La noche pasó lenta. Varias veces creí escuchar un silbido y había ido a la playa, pero por supuesto no encontré más que cangrejos y sapos enormes que huían de mi luz o se quedaban congelados esperando no ser vistos, quizá deslumbrados. Horas después comenzaron los ruidos dentro de la casa y poco después salió el sol. No tenía preocupación por Alex, al menos no mucha. Donde hubiera pasado la noche de seguro la gente le habría tendido la mano y le habría brindado hospitalidad. Ya habíamos aprendido que la tienda se había convertido en un equipo de seguridad más que de confort porque pese a las noches de calor sofocante que habíamos pasado en ella, estábamos aislados de los chaquistes, a los que Alex no dejaba de maldecir desde el ataque.
Serían como las nueve de la mañana cuando vi a lo lejos un punto negro. "Es él", me dije y me sentí tranquilo de no recurrir al plan de búsqueda que ya tenía elaborado. Una mujer pasaba con ropa que había bajado del tendedero y le pregunté: "¿Usted ve un punto negro allá?" Se quedó viendo al mar y dijo que sí pero que de repente se volvía blanco. Era la pala que levantaba. Pasaron unos veinte minutos y Alex llegó a la playa.
En algún momento de la navegación, se sintió cansado de un brazo y me buscó. Al parecer vio mi señal y se dirigió a tierra, pero en lugar de ir a Monte Pío, se detuvo en la población anterior que yo había visto de cerca. Ahí no me encontró y, lo mismo que yo, comenzó a hacer especulaciones porque sabía que me dolía la espalda. Esperó y ya muy tarde marchó a Monte Pío, adonde llegó ya de noche. Como no me encontró se metió a un arroyo a refrescarse y al mismo tiempo ahuyentaba a los chaquistes en su hora de apogeo. Como no quería dejar al kayak en la playa, no recurrió a la hospitalidad sino que se vistió y se cubrió hasta el rostro y durmió sobre su kayak, donde pasó una noche larguísima. A la mañana siguiente remó hasta Playa Hermosa y luego a Arroyo de Liza, donde lo esperaba yo en la playa.

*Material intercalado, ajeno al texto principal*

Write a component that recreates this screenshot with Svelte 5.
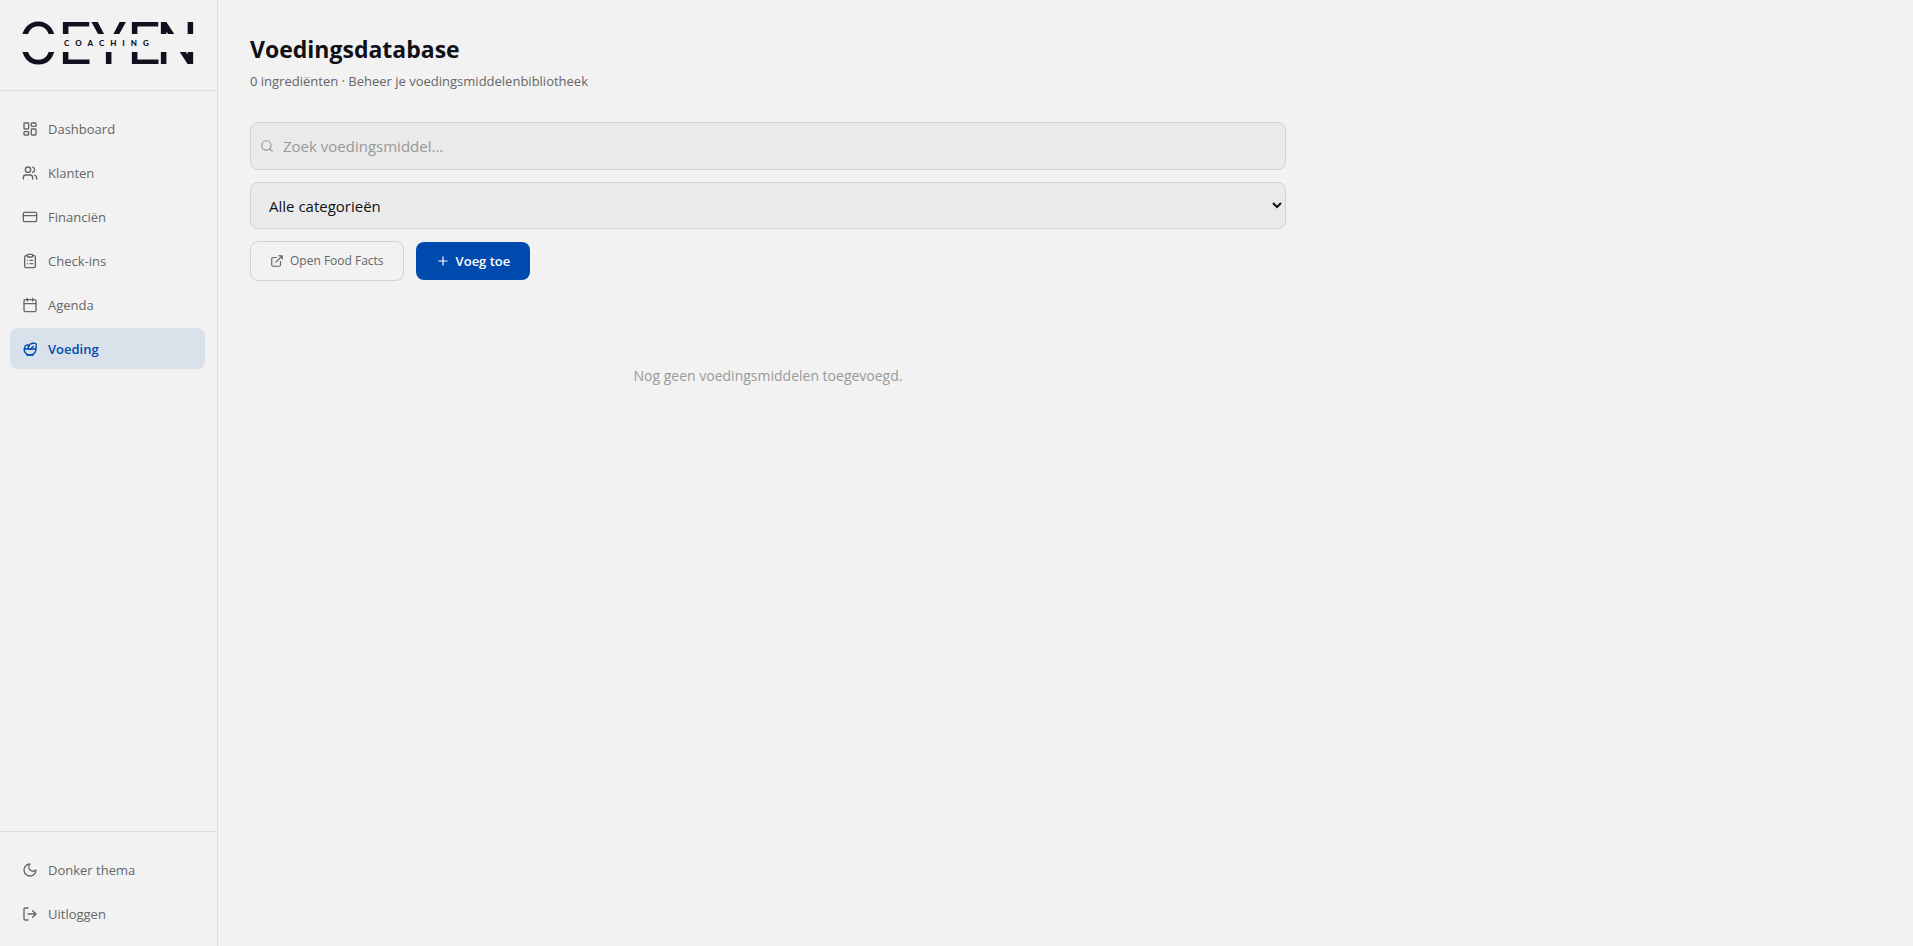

Algo me había quedado claro durante la noche tan larga aunque diferente que ambos habíamos pasado. Recordaba el inicio del recorrido. Prácticamente durante todo Yucatán, ambos estábamos en nuestros respectivos mundos, quizá más yo por seguir con la inercia de haber recorrido solo el Caribe. Eso mismo me había pasado cuando regresé a la barranca de Bacís, en Durango. Ahora descubría que éramos realmente dos en la misma expedición, como debimos haber sido desde el inicio, no importaba que cada quien remara por su lado. Lo importante era no separarse. Nos faltaba tan poco para llegar que incluso la gente se decía que cómo era que nos habíamos separado después de tanto. Tenían razón.
Después de desayunar, fuimos a bañarnos al río, donde nos metimos bajo una pequeña cascada y eso bastó para que decidiéramos quedarnos otro día ahí. La estancia dentro del agua dulce y fría resultó tan maravillosamente familiar que nos negábamos a volver a meternos al agua de mar. Ambos estábamos de acuerdo en que si el mar fuera de agua dulce la travesía sería de lo más delicioso que pudiéramos imaginar.
Nuestros cuerpos mostraban señales claras de desgaste: la piel de manos y rostro estaba quemada pese al bloqueador solar, los tobillos llenos de piquetes de mosquitos, chaquistes o tábanos y, para colmo, yo había descubierto el día anterior que mi ascenso a la peña de la Punta San Juan me había dejado varias garrapatas en el cuerpo. Los ojos de Alex se enrojecían bastante y las manos de ambos estaban hinchadas por el contacto con el agua salada, eso sin contar con lo resecos que estábamos. Por eso no queríamos salir del río.